If a student runs out of ideas, they lose a life. However, they can start the next round. I like this game because it requires minimal preparation and is a good way to raise the energy level in the classroom.

Jamboard Word formation

If you are teaching in a socially distanced or online classroom, passing a ball around might not be an option. In that case, you can use Google Jamboard for a quick brainstorm game.
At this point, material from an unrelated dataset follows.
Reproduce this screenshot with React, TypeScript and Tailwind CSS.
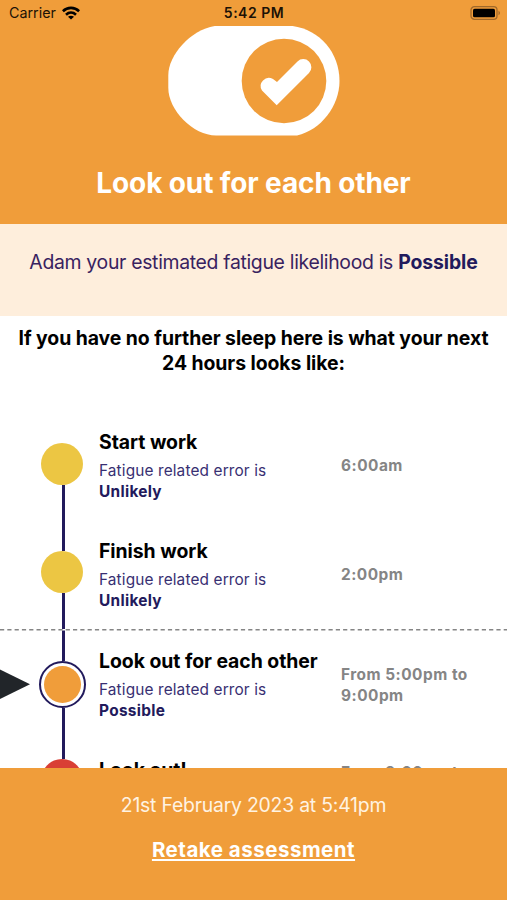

All you have to do is create a Jamboard and write a word on each slide. Divide students into teams. Each team chooses a colour for their sticky notes and a person who is going to use the timer. They have only 90 seconds (or longer, your call) on each slide and they have to add sticky notes with words derived from the routes. Make sure they don’t all start with the same slide. When the time is up, they have to go to the next slide and continue there. If they reach a slide that another team has worked on, they need to make sure they don’t repeat any of their words. The winner is the team with the most correct sticky notes.

If you are teaching on Zoom, you don’t even need a person with a timer, you can use the ‘broadcast message’ function to remind students that they need to move on to the next slide.

You can find a template for this game here. If you want to use it in your lessons, just make a duplicate and you can edit it to add words that you want to focus on.

I hope this blog post has given you some ideas and will help you train your students to be successful at the word formation exam task. And of course, it doesn’t end with the task!
This skill can be useful in their everyday English communication, especially when writing.